Task description:
Tally every line of the material that includes "Convert", then give the tally and nothing else.

□ □ □

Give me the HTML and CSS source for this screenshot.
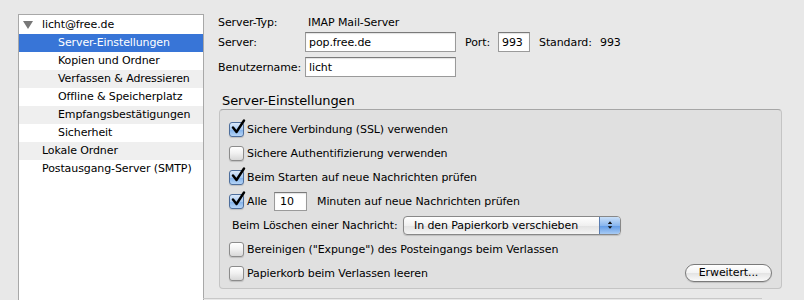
FILE: index.html
```html
<!DOCTYPE html>
<html lang="de">
<head>
    <meta charset="UTF-8">
    <title>Konten-Einstellungen</title>
    <link rel="stylesheet" href="styles.css">
</head>
<body>
    <div class="tree">
        <div class="row account"><span class="twisty"></span>licht@free.de</div>
        <div class="row child selected">Server-Einstellungen</div>
        <div class="row child">Kopien und Ordner</div>
        <div class="row child alt">Verfassen &amp; Adressieren</div>
        <div class="row child">Offline &amp; Speicherplatz</div>
        <div class="row child alt">Empfangsbestätigungen</div>
        <div class="row child">Sicherheit</div>
        <div class="row top alt">Lokale Ordner</div>
        <div class="row top">Postausgang-Server (SMTP)</div>
    </div>

    <div class="panel">
        <div class="field type-row">
            <span class="label">Server-Typ:</span>
            <span class="value">IMAP Mail-Server</span>
        </div>
        <div class="field server-row">
            <span class="label">Server:</span>
            <span class="input server">pop.free.de</span>
            <span class="port-label">Port:</span>
            <span class="input port">993</span>
            <span class="std-label">Standard:</span>
            <span>993</span>
        </div>
        <div class="field user-row">
            <span class="label">Benutzername:</span>
            <span class="input server">licht</span>
        </div>

        <div class="legend">Server-Einstellungen</div>
        <div class="group">
            <div class="opt">
                <span class="cb checked"><svg viewBox="0 0 18 18"><path d="M4 8.5 L7.5 13 L15 1.5" /></svg></span>
                Sichere Verbindung (SSL) verwenden
            </div>
            <div class="opt">
                <span class="cb"></span>
                Sichere Authentifizierung verwenden
            </div>
            <div class="opt">
                <span class="cb checked"><svg viewBox="0 0 18 18"><path d="M4 8.5 L7.5 13 L15 1.5" /></svg></span>
                Beim Starten auf neue Nachrichten prüfen
            </div>
            <div class="opt">
                <span class="cb checked"><svg viewBox="0 0 18 18"><path d="M4 8.5 L7.5 13 L15 1.5" /></svg></span>
                Alle <span class="input minutes">10</span> Minuten auf neue Nachrichten prüfen
            </div>
            <div class="opt delete-row">
                <span class="del-label">Beim Löschen einer Nachricht:</span>
                <span class="select">
                    <span class="select-text">In den Papierkorb verschieben</span>
                    <span class="stepper">
                        <svg viewBox="0 0 8 14"><path d="M1 5.5 L4 2 L7 5.5 Z M1 8.5 L4 12 L7 8.5 Z" /></svg>
                    </span>
                </span>
            </div>
            <div class="opt">
                <span class="cb"></span>
                Bereinigen ("Expunge") des Posteingangs beim Verlassen
            </div>
            <div class="opt last-row">
                <span class="cb"></span>
                Papierkorb beim Verlassen leeren
                <span class="button">Erweitert...</span>
            </div>
        </div>
        <div class="separator"></div>
    </div>
</body>
</html>
```

FILE: styles.css
```css
body {
    margin: 0;
    padding: 14px 0 0 18px;
    display: flex;
    align-items: flex-start;
    background: #e8e8e8;
    font-family: 'DejaVu Sans', 'Liberation Sans', sans-serif;
    font-size: 11px;
    letter-spacing: -0.1px;
    color: #000;
    height: 286px;
    overflow: hidden;
}

/* account tree */
.tree {
    box-sizing: border-box;
    width: 186px;
    height: 286px;
    padding-top: 1px;
    background: #fff;
    border: 1px solid #a8a8a8;
    border-bottom: none;
    flex-shrink: 0;
}

.row {
    height: 18px;
    line-height: 18px;
    white-space: nowrap;
    position: relative;
}

.row.alt {
    background: #efefef;
}

.row.account,
.row.top {
    padding-left: 23px;
}

.row.child {
    padding-left: 39px;
}

.row.selected {
    background: #3875d7;
    color: #fff;
}

.twisty {
    position: absolute;
    left: 4px;
    top: 5px;
    width: 0;
    height: 0;
    border-left: 5px solid transparent;
    border-right: 5px solid transparent;
    border-top: 8px solid #777;
}

/* right side */
.panel {
    margin-left: 14px;
    width: 564px;
    display: flex;
    flex-direction: column;
}

.field {
    display: flex;
    align-items: center;
    white-space: nowrap;
}

.label {
    width: 87px;
    flex-shrink: 0;
}

.type-row {
    height: 16px;
}

.type-row .value {
    margin-left: 3px;
}

.server-row {
    margin-top: 2px;
    height: 20px;
}

.user-row {
    margin-top: 5px;
    height: 20px;
}

.input {
    display: inline-block;
    box-sizing: border-box;
    height: 20px;
    line-height: 19px;
    padding: 0 3px;
    background: #fff;
    border: 1px solid #9a9a9a;
    border-top-color: #7a7a7a;
    box-shadow: inset 0 1px 1px rgba(0, 0, 0, 0.12);
}

.input.server {
    width: 151px;
}

.port-label {
    margin-left: 9px;
    width: 33px;
}

.input.port {
    width: 32px;
}

.std-label {
    margin-left: 9px;
    width: 61px;
}

.legend {
    margin-top: 16px;
    height: 16px;
    line-height: 16px;
    padding-left: 4px;
    font-size: 13px;
}

.group {
    box-sizing: border-box;
    margin-left: 1px;
    width: 563px;
    height: 180px;
    padding: 7px 0 0 9px;
    background: #e0e0e0;
    border: 1px solid #c4c4c4;
    border-top-color: #a6a6a6;
    border-radius: 4px;
}

.opt {
    height: 24px;
    display: flex;
    align-items: center;
    gap: 3px;
    white-space: nowrap;
}

.cb {
    position: relative;
    box-sizing: border-box;
    width: 15px;
    height: 15px;
    flex-shrink: 0;
    border: 1px solid #8c8c8c;
    border-radius: 3px;
    background: linear-gradient(#ffffff, #f2f2f2 45%, #d8d8d8);
    box-shadow: 0 1px 1px rgba(0, 0, 0, 0.15);
}

.cb.checked {
    border-color: #4d6e9c;
    background: linear-gradient(#dbe9fa, #a9cbf2 50%, #7fb0ea 51%, #b5d4f6);
}

.cb svg {
    position: absolute;
    left: -1px;
    top: -4px;
    width: 18px;
    height: 18px;
    fill: none;
    stroke: #000;
    stroke-width: 2.4;
    stroke-linecap: round;
    stroke-linejoin: round;
}

.input.minutes {
    width: 33px;
    height: 19px;
    line-height: 18px;
    padding-left: 5px;
    margin: 0 7px 0 4px;
}

.delete-row {
    padding-left: 3px;
    gap: 0;
}

.del-label {
    width: 171px;
}

.select {
    position: relative;
    box-sizing: border-box;
    width: 218px;
    height: 19px;
    display: flex;
    align-items: center;
    border: 1px solid #888;
    border-radius: 4px;
    background: linear-gradient(#ffffff, #f0f0f0 50%, #e2e2e2 51%, #f4f4f4);
    box-shadow: 0 1px 1px rgba(0, 0, 0, 0.15);
    overflow: hidden;
}

.select-text {
    flex: 1;
    padding-left: 10px;
}

.stepper {
    width: 20px;
    height: 100%;
    display: flex;
    align-items: center;
    justify-content: center;
    border-left: 1px solid #5a7db0;
    background: linear-gradient(#c9dff8, #8ab7ee 50%, #5f9ae6 51%, #a8cbf4);
}

.stepper svg {
    width: 6px;
    height: 12px;
    fill: #111;
}

.button {
    margin-left: auto;
    margin-right: 9px;
    box-sizing: border-box;
    width: 87px;
    height: 18px;
    line-height: 16px;
    text-align: center;
    border: 1px solid #7a7a7a;
    border-radius: 9px;
    background: linear-gradient(#ffffff, #f3f3f3 50%, #e3e3e3 51%, #fafafa);
    box-shadow: 0 1px 1px rgba(0, 0, 0, 0.15);
}

.separator {
    margin-top: 9px;
    margin-left: -15px;
    width: 559px;
    border-top: 1px solid #c8c8c8;
}
```
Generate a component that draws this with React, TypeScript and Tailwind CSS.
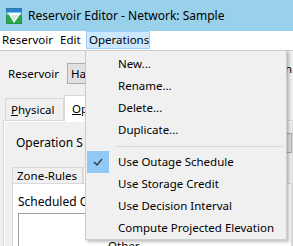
import React from "react";

function AppIcon() {
  return (
    <svg width="16" height="16" viewBox="0 0 16 16">
      <rect x="0" y="0" width="16" height="16" fill="#2aa84a" />
      <rect x="0" y="0" width="16" height="4" fill="#2f7fd8" />
      <rect x="0" y="4" width="16" height="3" fill="#6fc7e6" />
      <polygon points="2,5 15,5 8,15" fill="#ffffff" />
      <polygon points="5,7 12,7 8,13" fill="#cfe9d4" />
      <rect x="0" y="0" width="16" height="16" fill="none" stroke="#1d6b34" strokeWidth="0.6" />
    </svg>
  );
}

type Item = { label: string; checked?: boolean };

const groupA: Item[] = [
  { label: "New..." },
  { label: "Rename..." },
  { label: "Delete..." },
  { label: "Duplicate..." },
];
const groupB: Item[] = [
  { label: "Use Outage Schedule", checked: true },
  { label: "Use Storage Credit" },
  { label: "Use Decision Interval" },
  { label: "Compute Projected Elevation" },
];

function MenuRow({ item }: { item: Item }) {
  return (
    <div className="h-[22px] flex items-center">
      <div className="w-[26px] h-[22px] flex items-center pl-[1px]">
        {item.checked ? (
          <div className="w-[22px] h-[22px] bg-[#90c8f6] flex items-center justify-center">
            <svg width="10" height="8" viewBox="0 0 10 8">
              <polyline points="1,4 4,7 9,1" fill="none" stroke="#3b3b3b" strokeWidth="1.4" />
            </svg>
          </div>
        ) : null}
      </div>
      <span className="pl-[6px] whitespace-nowrap">{item.label}</span>
    </div>
  );
}

export default function App() {
  return (
    <div className="relative w-[293px] h-[246px] overflow-hidden bg-[#f0f0f0] font-['Noto_Sans',sans-serif] text-[11.5px] text-black leading-none">
      {/* Title bar */}
      <div className="h-[31px] bg-[#99d1ea] flex items-center pl-[6px] gap-[6px]">
        <AppIcon />
        <span className="text-[12px] whitespace-nowrap">Reservoir Editor - Network: Sample</span>
      </div>

      {/* Menu bar */}
      <div className="h-[20px] bg-white border-b border-[#c8c8c8] flex items-start">
        <div className="w-[55px] h-[18px] flex items-center pl-[2px]">Reservoir</div>
        <div className="w-[31px] h-[18px] flex items-center pl-[5px]">Edit</div>
        <div className="w-[64px] h-[18px] flex items-center pl-[2px] bg-[#cce8ff] border border-[#99d1ff]">Operations</div>
      </div>

      {/* Window body */}
      <div className="flex flex-col">
        <div className="mt-[12px] h-[21px] flex items-center">
          <span className="pl-[8px] w-[67px]">Reservoir</span>
          <div className="w-[200px] h-[21px] bg-[#e1e1e1] border border-[#adadad] flex items-center pl-[3px]">Ha</div>
          <span className="ml-auto pr-[1px] -mt-[10px]">n</span>
        </div>

        {/* Tabs */}
        <div className="mt-[11px] pl-[3px] flex items-end h-[25px]">
          <div className="ml-[2px] w-[59px] h-[22px] border border-b-0 border-[#d9d9d9] bg-[#f0f0f0] flex items-center pl-[5px]">
            <span><span className="underline">P</span>hysical</span>
          </div>
          <div className="w-[110px] h-[26px] -mb-[1px] border border-b-0 border-[#d9d9d9] bg-white flex items-center pl-[7px] relative z-10">
            <span><span className="underline">O</span>p</span>
          </div>
        </div>

        {/* Outer panel */}
        <div className="ml-[3px] h-[130px] border border-[#d9d9d9] bg-white pl-[1px] pt-[1px]">
          <div className="h-full bg-[#f0f0f0] flex flex-col">
            <div className="mt-[11px] h-[20px] flex items-center">
              <span className="pl-[11px] w-[140px] whitespace-nowrap text-[12px]">Operation S</span>
              <div className="w-[160px] h-[20px] bg-[#e1e1e1] border border-[#adadad]" />
            </div>

            {/* inner tabs */}
            <div className="mt-[14px] pl-[7px] flex items-end h-[16px]">
              <div className="w-[71px] h-[16px] border border-b-0 border-[#d9d9d9] bg-[#f0f0f0] flex items-center pl-[4px] whitespace-nowrap">Zone-Rules</div>
              <div className="w-[80px] h-[16px] border border-b-0 border-[#d9d9d9] bg-white" />
              <div className="w-[60px] h-[16px] border border-b-0 border-[#d9d9d9] bg-[#f0f0f0]" />
            </div>
            <div className="ml-[7px] flex-1 border border-[#d9d9d9] bg-white flex flex-col">
              <div className="mt-[12px] pl-[5px] whitespace-nowrap text-[12px]">Scheduled O</div>
              <div className="mt-[5px] ml-[5px] w-[230px] flex-1 border border-[#a0a0a0] border-r-white border-b-white bg-white pl-[89px] pt-[26px]">
                Other
              </div>
            </div>
          </div>
        </div>
      </div>

      {/* Dropdown menu */}
      <div className="absolute z-50 left-[85px] top-[50px] w-[202px] h-[190px] bg-[#f0f0f0] border border-[#cccccc] shadow-[2px_2px_3px_rgba(0,0,0,0.25)] pt-[2px]">
        {groupA.map((it) => (
          <MenuRow key={it.label} item={it} />
        ))}
        <div className="h-[10px] flex items-center pl-[29px] pr-[3px]">
          <div className="h-[1px] w-full bg-[#d7d7d7]" />
        </div>
        {groupB.map((it) => (
          <MenuRow key={it.label} item={it} />
        ))}
      </div>
    </div>
  );
}
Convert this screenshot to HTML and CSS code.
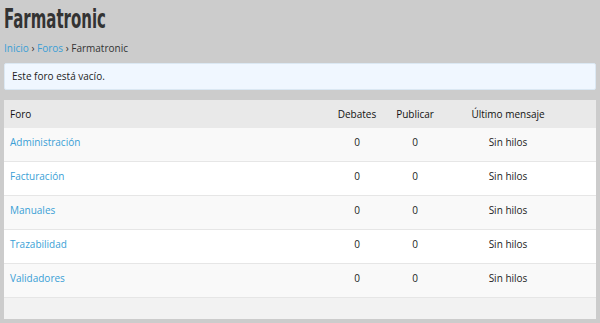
FILE: index.html
```html
<!DOCTYPE html>
<html lang="es">
<head>
  <meta charset="UTF-8" />
  <title>Farmatronic</title>
  <link rel="stylesheet" href="styles.css">
</head>
<body>
  <h1><span class="site-title">Farmatronic</span></h1>
  <div class="breadcrumb">
    <a href="#">Inicio</a> › <a href="#">Foros</a> › Farmatronic
  </div>

  <div class="notice">Este foro está vacío.</div>

  <table class="forums">
    <thead>
      <tr>
        <th class="name">Foro</th>
        <th class="num">Debates</th>
        <th class="num">Publicar</th>
        <th class="last">Último mensaje</th>
      </tr>
    </thead>
    <tbody>
      <tr>
        <td class="name"><a href="#">Administración</a></td>
        <td class="num">0</td>
        <td class="num">0</td>
        <td class="last">Sin hilos</td>
      </tr>
      <tr>
        <td class="name"><a href="#">Facturación</a></td>
        <td class="num">0</td>
        <td class="num">0</td>
        <td class="last">Sin hilos</td>
      </tr>
      <tr>
        <td class="name"><a href="#">Manuales</a></td>
        <td class="num">0</td>
        <td class="num">0</td>
        <td class="last">Sin hilos</td>
      </tr>
      <tr>
        <td class="name"><a href="#">Trazabilidad</a></td>
        <td class="num">0</td>
        <td class="num">0</td>
        <td class="last">Sin hilos</td>
      </tr>
      <tr>
        <td class="name"><a href="#">Validadores</a></td>
        <td class="num">0</td>
        <td class="num">0</td>
        <td class="last">Sin hilos</td>
      </tr>
    </tbody>
    <tfoot>
      <tr><td colspan="4"></td></tr>
    </tfoot>
  </table>
</body>
</html>
```

FILE: styles.css
```css
body {
  margin: 0;
  padding: 0 4px;
  background: #cccccc;
  font-family: "Open Sans", Arial, sans-serif;
  font-size: 10px;
  color: #222;
}
a {
  color: #3a9fd6;
  text-decoration: none;
}
h1 {
  margin: 0;
  padding-top: 3px;
  height: 37px;
  font-family: "DejaVu Sans Condensed", "DejaVu Sans", sans-serif;
  font-weight: bold;
  font-size: 26px;
  line-height: 32px;
  color: #333;
}
/* the original title font is a tall condensed face */
.site-title {
  display: inline-block;
  transform: scaleX(0.64);
  transform-origin: left center;
}
.breadcrumb {
  height: 23px;
  line-height: 16px;
  color: #333;
}
/* ---------- aviso ---------- */
.notice {
  height: 25px;
  line-height: 25px;
  padding: 0 7px;
  background: #f0f7ff;
  border: 1px solid #dbe8f3;
  border-radius: 2px;
  color: #222;
  margin-bottom: 10px;
}
/* ---------- tabla ---------- */
.forums {
  width: 100%;
  border-collapse: collapse;
  background: #fff;
}
.forums th {
  height: 28px;
  background: #e9e9e9;
  font-weight: normal;
  color: #111;
  padding: 0;
}
.forums td {
  padding: 7px 0 12px;
  line-height: 14px;
  vertical-align: top;
  border-top: 1px solid #e6e6e6;
}
.forums tbody tr:nth-child(odd) td { background: #f9f9f9; }
.forums tbody tr:first-child td { border-top: none; }
.forums .name {
  text-align: left;
  padding-left: 6px;
}
.forums .num {
  width: 58px;
  text-align: center;
}
.forums .last {
  width: 128px;
  padding-right: 24px;
  text-align: center;
}
.forums tfoot td {
  height: 21px;
  padding: 0;
  background: #f2f2f2;
  border-top: 1px solid #e6e6e6;
}
```
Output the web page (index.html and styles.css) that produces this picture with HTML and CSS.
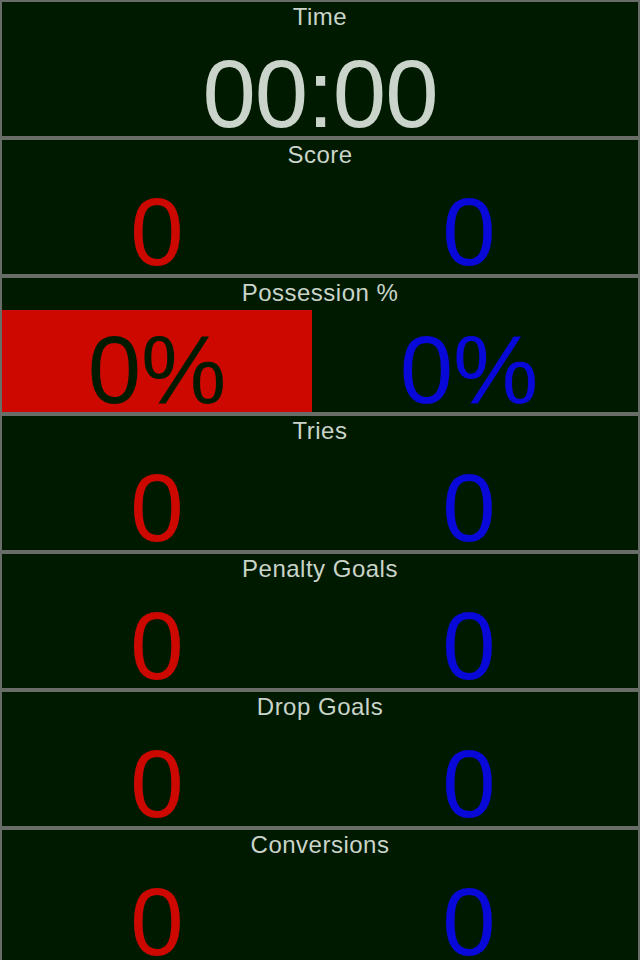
FILE: index.html
```html
<!DOCTYPE html>
<html lang="en">
<head>
    <meta charset="UTF-8">
    <meta name="viewport" content="width=device-width, initial-scale=1.0">
    <title>Rugby Stats</title>
    <link rel="stylesheet" href="styles.css">
</head>
<body>
    <div class="stats">
        <div class="stat-row">
            <div class="stat-title">Time</div>
            <div class="stat-value time">00:00</div>
        </div>

        <div class="stat-row">
            <div class="stat-title">Score</div>
            <div class="stat-pair">
                <div class="stat-value home">0</div>
                <div class="stat-value away">0</div>
            </div>
        </div>

        <div class="stat-row">
            <div class="stat-title">Possession %</div>
            <div class="stat-pair">
                <div class="stat-value home active">0%</div>
                <div class="stat-value away">0%</div>
            </div>
        </div>

        <div class="stat-row">
            <div class="stat-title">Tries</div>
            <div class="stat-pair">
                <div class="stat-value home">0</div>
                <div class="stat-value away">0</div>
            </div>
        </div>

        <div class="stat-row">
            <div class="stat-title">Penalty Goals</div>
            <div class="stat-pair">
                <div class="stat-value home">0</div>
                <div class="stat-value away">0</div>
            </div>
        </div>

        <div class="stat-row">
            <div class="stat-title">Drop Goals</div>
            <div class="stat-pair">
                <div class="stat-value home">0</div>
                <div class="stat-value away">0</div>
            </div>
        </div>

        <div class="stat-row">
            <div class="stat-title">Conversions</div>
            <div class="stat-pair">
                <div class="stat-value home">0</div>
                <div class="stat-value away">0</div>
            </div>
        </div>
    </div>
</body>
</html>
```

FILE: styles.css
```css
body {
    margin: 0;
    background: #001a00;
    font-family: 'Liberation Sans', Arial, sans-serif;
    overflow: hidden;
}
.stats {
    width: 640px;
}
.stat-row {
    height: 134px;
    border: 2px solid #686d68;
    background: #001a00;
}
.stat-title {
    height: 32px;
    line-height: 30px;
    text-align: center;
    font-size: 24px;
    letter-spacing: 0.5px;
    color: #cad4ca;
}
.stat-pair {
    display: grid;
    grid-template-columns: 310px 310px;
    column-gap: 2px;
}
.stat-value {
    height: 84px;
    padding-top: 18px;
    line-height: 84px;
    text-align: center;
    font-size: 96px;
    white-space: nowrap;
}
.time {
    color: #cad4ca;
    letter-spacing: -1px;
}
.home {
    color: #cc0800;
}
.away {
    color: #0808d8;
}
.home.active {
    background: #cc0800;
    color: #001a00;
}
```
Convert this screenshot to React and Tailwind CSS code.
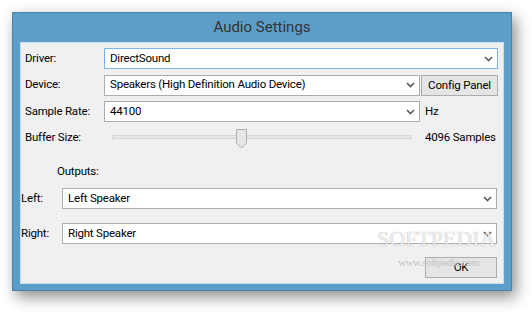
function Chevron() {
  return (
    <svg width="9" height="6" viewBox="0 0 9 6" className="shrink-0">
      <polyline points="1,1 4.5,4.5 8,1" fill="none" stroke="#5a5a5a" strokeWidth="1.6" />
    </svg>
  );
}

function Select({ value, className = '', focused = false }) {
  return (
    <div
      className={`h-[21px] flex items-center justify-between pl-[5px] pr-[4px] bg-white border ${
        focused ? 'border-[#7eb4ea]' : 'border-[#acacac]'
      } ${className}`}
    >
      <span className="truncate">{value}</span>
      <Chevron />
    </div>
  );
}

function Button({ label, className = '' }) {
  return (
    <div
      className={`h-[21px] flex items-center justify-center bg-[#e5e5e5] border border-[#adadad] ${className}`}
    >
      {label}
    </div>
  );
}

function Slider() {
  return (
    <div className="relative w-[299px] h-[22px] ml-[8px]">
      <div className="absolute left-0 right-0 top-[8px] h-[4px] border border-[#d6d6d6] bg-[#e7e7e7]" />
      <svg width="11" height="20" viewBox="0 0 11 20" className="absolute left-[124px] top-[2px]">
        <polygon points="0.5,0.5 10.5,0.5 10.5,14 5.5,19 0.5,14" fill="#e6e6e6" stroke="#adadad" />
      </svg>
    </div>
  );
}

export default function App() {
  return (
    <div className="w-[532px] h-[312px] bg-white pl-3 pt-3 text-[11.5px] text-[#000] font-['Roboto',sans-serif] tracking-[-0.2px]">
      <div className="w-[500px] h-[279px] bg-[#5d9ec9] border border-[#4b82ab] shadow-[4px_6px_14px_rgba(0,0,0,0.45)] flex flex-col">
        <div className="h-[29px] flex items-center justify-center text-[15px] tracking-normal text-[#333]">
          Audio Settings
        </div>
        <div className="relative mx-[7px] mb-[6px] flex-1 bg-[#f0f0f0] border border-[#c9dbea] flex flex-col">
          <div className="flex items-center mt-[5px]">
            <div className="w-[83px] pl-[4px]">Driver:</div>
            <Select value="DirectSound" className="w-[394px]" focused />
          </div>

          <div className="flex items-center mt-[5px]">
            <div className="w-[83px] pl-[4px]">Device:</div>
            <Select value="Speakers (High Definition Audio Device)" className="w-[316px]" />
            <Button label="Config Panel" className="w-[77px] ml-[1px] mt-[1px]" />
          </div>

          <div className="flex items-center mt-[5px]">
            <div className="w-[83px] pl-[4px]">Sample Rate:</div>
            <Select value="44100" className="w-[316px]" />
            <div className="ml-[5px]">Hz</div>
          </div>

          <div className="flex items-center mt-[5px]">
            <div className="w-[83px] pl-[4px]">Buffer Size:</div>
            <Slider />
            <div className="ml-[14px]">4096 Samples</div>
          </div>

          <div className="pl-[36px] mt-[14px] h-[16px] leading-[16px]">Outputs:</div>

          <div className="flex items-center mt-[9px]">
            <div className="w-[41px]">Left:</div>
            <Select value="Left Speaker" className="w-[435px]" />
          </div>

          <div className="flex items-center mt-[14px]">
            <div className="w-[41px]">Right:</div>
            <Select value="Right Speaker" className="w-[435px]" />
          </div>

          <div className="flex justify-end mt-[13px] pr-[6px]">
            <Button label="OK" className="w-[72px]" />
          </div>

          <div className="absolute left-[356px] top-[185px] leading-none text-[22px] tracking-normal font-['Liberation_Serif',serif] text-white/80 [text-shadow:0_0_1px_#9a9a9a] pointer-events-none">
            SOFTPEDIA
          </div>
          <div className="absolute left-[377px] top-[214px] leading-none text-[11px] tracking-[-0.4px] font-['Liberation_Serif',serif] text-[#c4c4c4] pointer-events-none">
            www.softpedia.com
          </div>
        </div>
      </div>
    </div>
  );
}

□ □ □

The answer:
2